→ **Job**
Locate every line below that contains the word "this" and copy it.

##### Data shown

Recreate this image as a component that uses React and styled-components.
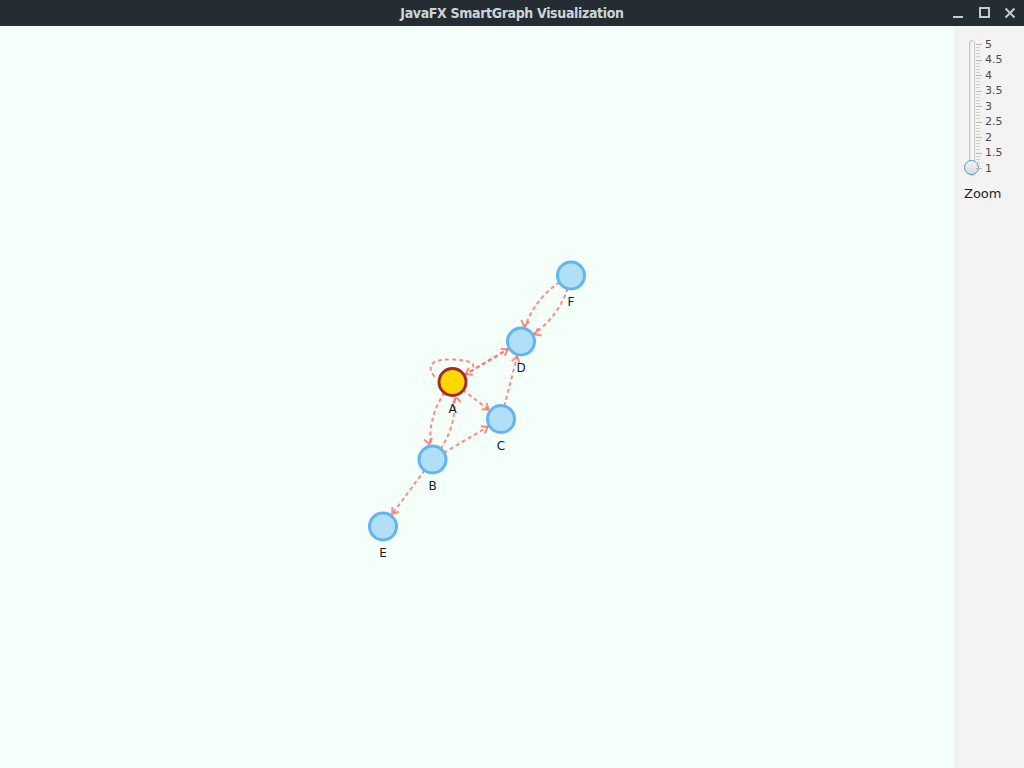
import styled, { createGlobalStyle } from "styled-components";

const GlobalStyle = createGlobalStyle`
  html, body {
    margin: 0;
    padding: 0;
    background: #f5fffa;
  }
`;

const Window = styled.div`
  width: 1024px;
  height: 768px;
  display: flex;
  flex-direction: column;
  overflow: hidden;
  font-family: "DejaVu Sans", sans-serif;
`;

const TitleBar = styled.div`
  height: 26px;
  flex: none;
  display: grid;
  grid-template-columns: 1fr auto 1fr;
  align-items: center;
  background: #242d32;
`;

const Title = styled.div`
  grid-column: 2;
  color: #cdd5d9;
  font-family: "DejaVu Sans Condensed", "DejaVu Sans", sans-serif;
  font-weight: bold;
  font-size: 14px;
  letter-spacing: -0.35px;
`;

const Controls = styled.div`
  grid-column: 3;
  justify-self: end;
  display: flex;
  align-items: center;
  gap: 14px;
  padding-right: 8px;
`;

const Body = styled.div`
  flex: 1;
  display: flex;
  min-height: 0;
`;

const Canvas = styled.div`
  flex: 1;
  background: #f5fffa;
`;

const Panel = styled.div`
  width: 70px;
  flex: none;
  background: #f3f3f3;
  display: flex;
  flex-direction: column;
  padding: 14px 0 0 10px;
  box-sizing: border-box;
`;

const Slider = styled.div`
  display: flex;
  height: 142px;
`;

const TrackArea = styled.div`
  position: relative;
  width: 12px;
  height: 142px;
`;

const Track = styled.div`
  position: absolute;
  left: 5px;
  top: 0;
  width: 4px;
  height: 134px;
  border: 1px solid #c8c8c8;
  border-radius: 3px;
  background: linear-gradient(to right, #e6e6e6, #ffffff);
`;

const Thumb = styled.div`
  position: absolute;
  left: 0;
  width: 13px;
  height: 13px;
  border: 1.5px solid #3d9fe2;
  border-radius: 50%;
  background: linear-gradient(#f2f2f2, #dcdcdc);
`;

const Scale = styled.div`
  position: relative;
  flex: 1;
`;

const Tick = styled.div`
  position: absolute;
  left: 0;
  width: ${(p) => (p.$major ? "6px" : "4px")};
  height: 1px;
  background: ${(p) => (p.$major ? "#b8b8b8" : "#cfcfcf")};
`;

const TickLabel = styled.span`
  position: absolute;
  left: 9px;
  font-size: 11px;
  line-height: 12px;
  color: #4a4a4a;
`;

const ZoomLabel = styled.div`
  margin-top: 4px;
  font-size: 13px;
  color: #1e1e1e;
`;

const GraphSvg = styled.svg`
  display: block;
  width: 100%;
  height: 100%;
`;

const NodeLabel = styled.text`
  font-family: "DejaVu Sans", sans-serif;
  font-size: 12px;
  fill: #1a1a1a;
`;

const EDGE = "#ff6d66";

const nodes = {
  A: [452.5, 382],
  B: [432.5, 459.5],
  C: [501, 419],
  D: [521, 341.5],
  E: [383, 526.5],
  F: [571, 275.5],
};

const edges = [
  { s: "F", t: "D", curve: 20 },
  { s: "F", t: "D", curve: -20 },
  { s: "A", t: "D" },
  { s: "D", t: "A" },
  { s: "A", t: "C" },
  { s: "C", t: "D" },
  { s: "A", t: "B", curve: 20 },
  { s: "B", t: "A", curve: 20 },
  { s: "B", t: "C" },
  { s: "B", t: "E" },
];

// compute path and arrow head for an edge
function edgeShape(e) {
  const [sx, sy] = nodes[e.s];
  const [tx, ty] = nodes[e.t];
  const dx = tx - sx;
  const dy = ty - sy;
  const len = Math.hypot(dx, dy);
  let d;
  let fx = sx;
  let fy = sy;
  if (e.curve) {
    const cx = (sx + tx) / 2 + (-dy / len) * e.curve;
    const cy = (sy + ty) / 2 + (dx / len) * e.curve;
    d = `M ${sx} ${sy} Q ${cx} ${cy} ${tx} ${ty}`;
    fx = cx;
    fy = cy;
  } else {
    d = `M ${sx} ${sy} L ${tx} ${ty}`;
  }
  const ul = Math.hypot(tx - fx, ty - fy);
  const ux = (tx - fx) / ul;
  const uy = (ty - fy) / ul;
  const px = tx - ux * 15.5;
  const py = ty - uy * 15.5;
  const a = (35 * Math.PI) / 180;
  const arm = (ang) => {
    const rx = ux * Math.cos(ang) - uy * Math.sin(ang);
    const ry = ux * Math.sin(ang) + uy * Math.cos(ang);
    return [px - rx * 7, py - ry * 7];
  };
  const [a1x, a1y] = arm(a);
  const [a2x, a2y] = arm(-a);
  const arrow = `M ${a1x} ${a1y} L ${px} ${py} L ${a2x} ${a2y}`;
  return { d, arrow };
}

const ticks = [];
for (let i = 0; i <= 40; i++) {
  ticks.push({ y: 4 + i * 3.1, major: i % 5 === 0 });
}
const tickLabels = ["5", "4.5", "4", "3.5", "3", "2.5", "2", "1.5", "1"];

function Graph() {
  return (
    <GraphSvg viewBox="0 26 954 742">
      <g stroke={EDGE} strokeOpacity="0.8" strokeWidth="2" fill="none">
        {edges.map((e, i) => {
          const { d, arrow } = edgeShape(e);
          return (
            <g key={i}>
              <path d={d} strokeDasharray="2 5" strokeLinecap="square" />
              <path d={arrow} />
            </g>
          );
        })}
        <path
          d="M 434 376 C 424 362, 438 359, 453 359.5 C 468 360, 477 363, 472 369"
          strokeDasharray="2 5"
          strokeLinecap="square"
        />
      </g>
      {Object.entries(nodes).map(([id, [x, y]]) => (
        <g key={id}>
          <circle
            cx={x}
            cy={y}
            r="13.5"
            strokeWidth="3"
            fill={id === "A" ? "#ffd700" : "#b1dff7"}
            stroke={id === "A" ? "#a52a2a" : "#61b5f1"}
          />
          <NodeLabel x={x} y={y + 30.5} textAnchor="middle">
            {id}
          </NodeLabel>
        </g>
      ))}
    </GraphSvg>
  );
}

function WindowButtons() {
  return (
    <Controls>
      <svg width="12" height="12" viewBox="0 0 12 12">
        <rect x="1" y="9" width="10" height="2" fill="#c3cbcf" />
      </svg>
      <svg width="12" height="12" viewBox="0 0 12 12">
        <rect x="2" y="1" width="9" height="9" fill="none" stroke="#c3cbcf" strokeWidth="2" />
      </svg>
      <svg width="12" height="12" viewBox="0 0 12 12">
        <path d="M1.5 1.5 L10.5 10.5 M10.5 1.5 L1.5 10.5" stroke="#c3cbcf" strokeWidth="2" />
      </svg>
    </Controls>
  );
}

export default function App() {
  return (
    <Window>
      <GlobalStyle />
      <TitleBar>
        <Title>JavaFX SmartGraph Visualization</Title>
        <WindowButtons />
      </TitleBar>
      <Body>
        <Canvas>
          <Graph />
        </Canvas>
        <Panel>
          <Slider>
            <TrackArea>
              <Track />
              <Thumb style={{ top: 120 }} />
            </TrackArea>
            <Scale>
              {ticks.map((t, i) => (
                <Tick key={i} $major={t.major} style={{ top: t.y }} />
              ))}
              {tickLabels.map((l, i) => (
                <TickLabel key={l} style={{ top: 4 + i * 15.5 - 5.5 }}>
                  {l}
                </TickLabel>
              ))}
            </Scale>
          </Slider>
          <ZoomLabel>Zoom</ZoomLabel>
        </Panel>
      </Body>
    </Window>
  );
}
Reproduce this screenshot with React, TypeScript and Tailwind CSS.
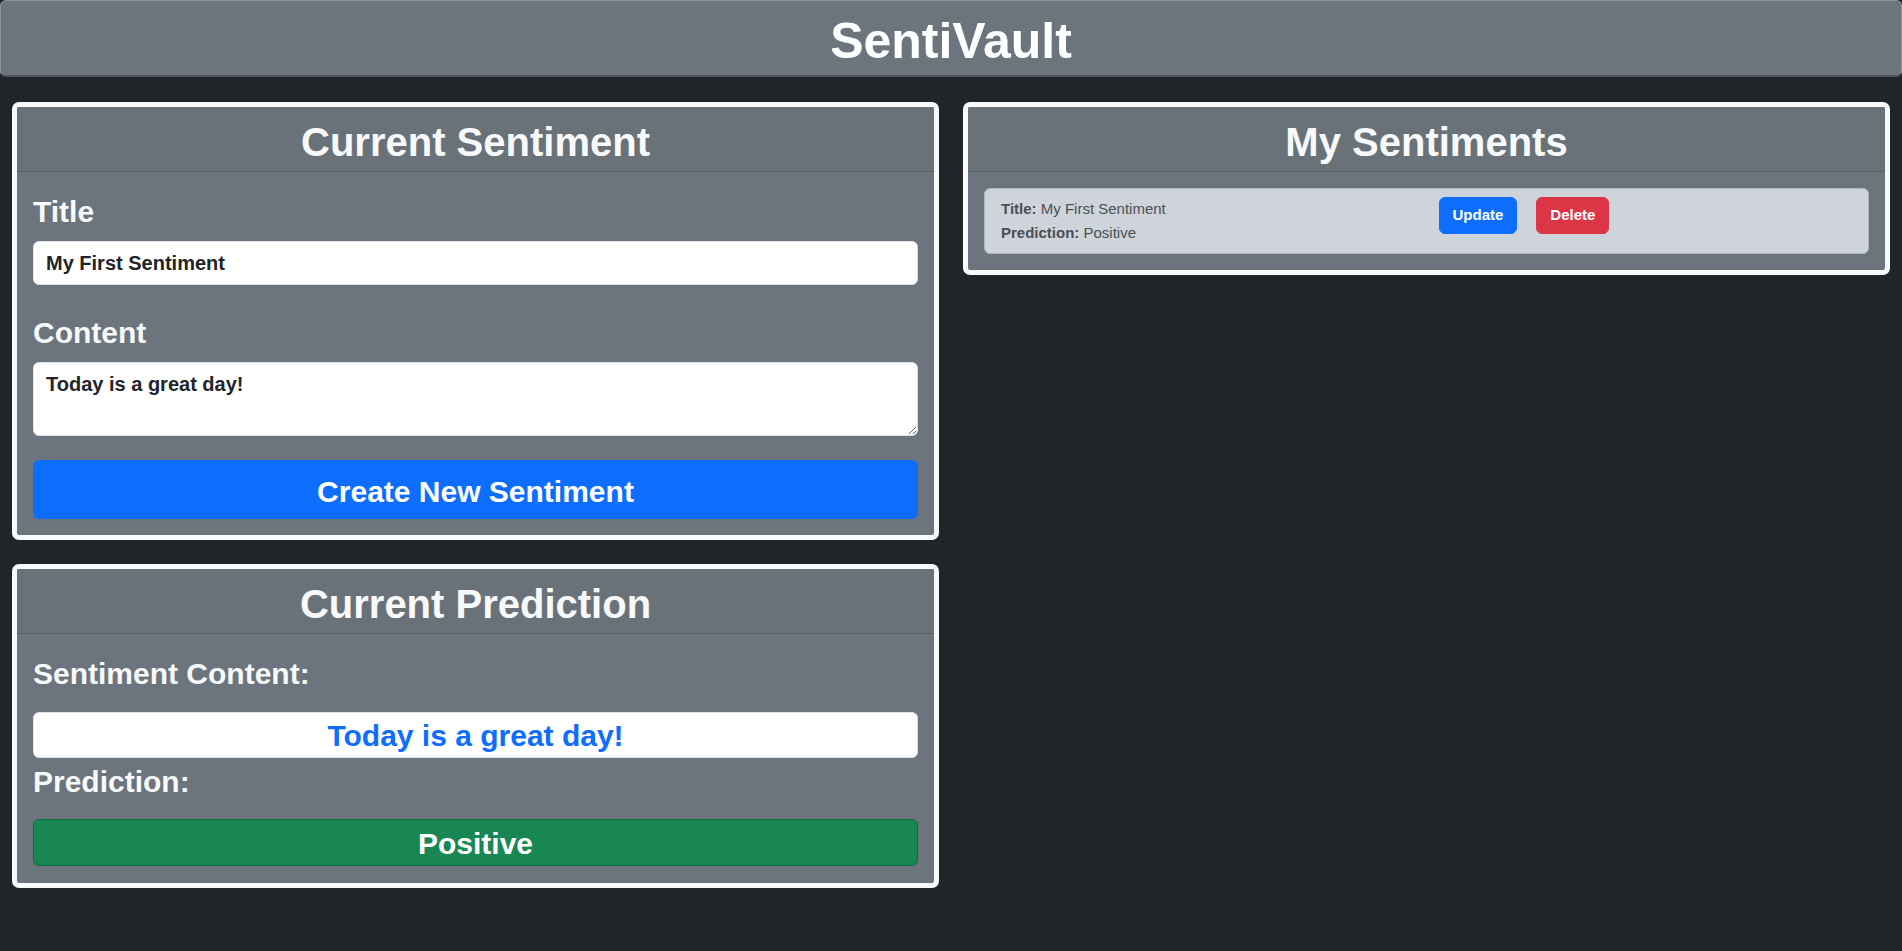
import { ReactNode } from 'react';

const Card = ({ title, children, className = '' }: { title: string; children: ReactNode; className?: string }) => (
  <section className="bg-[#6c757d] border-[5px] border-[#f8f9fa] rounded-[7px] overflow-hidden">
    <div className="h-[65px] border-b border-[#596067] bg-[#6a7279] pt-[11px] text-center">
      <h2 className="text-[40px] leading-[48px] font-bold text-[#f8f9fa]">{title}</h2>
    </div>
    <div className={`px-[16px] pt-[16px] ${className}`}>{children}</div>
  </section>
);

const Label = ({ children, className = '' }: { children: ReactNode; className?: string }) => (
  <h3 className={`text-[30px] leading-[36px] font-bold text-[#f8f9fa] ${className}`}>{children}</h3>
);

const App = () => {
  return (
    <div className="min-h-screen bg-[#212529] font-['Liberation_Sans',Arial,sans-serif]">
      <header className="h-[77px] flex items-center justify-center bg-[#6c757d] border border-[#8f969d] border-b-2 border-b-[#4f565d] rounded-[6px] pt-[5px]">
        <h1 className="text-[50px] leading-[58px] font-bold text-white">SentiVault</h1>
      </header>

      <main className="px-[12px] pt-[25px] grid grid-cols-2 gap-x-[24px] items-start">
        <div className="flex flex-col gap-[24px]">
          <Card title="Current Sentiment" className="pb-[16px]">
            <Label className="mt-[6px]">Title</Label>
            <input
              className="mt-[11px] block w-full h-[44px] rounded-[6px] border border-[#dee2e6] bg-white px-[12px] text-[20px] leading-[30px] font-bold text-[#212529] outline-none"
              defaultValue="My First Sentiment"
            />
            <Label className="mt-[30px]">Content</Label>
            <textarea
              className="mt-[11px] block w-full h-[74px] rounded-[6px] border border-[#dee2e6] bg-white px-[12px] py-[6px] text-[20px] leading-[30px] font-bold text-[#212529] outline-none"
              defaultValue="Today is a great day!"
            />
            <button
              type="button"
              className="mt-[24px] block w-full h-[59px] rounded-[6px] bg-[#0d6efd] pt-[9px] pb-[5px] text-[30px] leading-[45px] font-bold text-white"
            >
              Create New Sentiment
            </button>
          </Card>

          <Card title="Current Prediction" className="pb-[17px]">
            <Label className="mt-[6px]">Sentiment Content:</Label>
            <div className="mt-[20px] h-[46px] flex items-center justify-center pt-[2px] rounded-[6px] border border-[#dee2e6] bg-white text-[30px] leading-[36px] font-bold text-[#0d6efd]">
              Today is a great day!
            </div>
            <Label className="mt-[6px]">Prediction:</Label>
            <div className="mt-[19px] h-[47px] flex items-center justify-center pt-[2px] rounded-[6px] border border-[#146c43] bg-[#198754] text-[30px] leading-[36px] font-bold text-white">
              Positive
            </div>
          </Card>
        </div>

        <Card title="My Sentiments" className="pb-[16px]">
          <div className="grid grid-cols-2 rounded-[6px] border border-[#adb5bd] bg-[#ced4da] px-[16px] pt-[8px] pb-[8px]">
            <div className="text-[15px] leading-[24px] text-[#495057]">
              <div>
                <span className="font-bold">Title:</span> My First Sentiment
              </div>
              <div>
                <span className="font-bold">Prediction:</span> Positive
              </div>
            </div>
            <div className="pl-[12px] flex items-start gap-[19px]">
              <button
                type="button"
                className="h-[37px] px-[13px] rounded-[6px] border border-[#0d6efd] bg-[#0d6efd] text-[15px] font-bold text-white"
              >
                Update
              </button>
              <button
                type="button"
                className="h-[37px] px-[13px] rounded-[6px] border border-[#dc3545] bg-[#dc3545] text-[15px] font-bold text-white"
              >
                Delete
              </button>
            </div>
          </div>
        </Card>
      </main>
    </div>
  );
};

export default App;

##########

→ **Expected output**
Recreate this image as a component that uses React and styled-components.
Reproduce this screenshot with React, TypeScript and Tailwind CSS.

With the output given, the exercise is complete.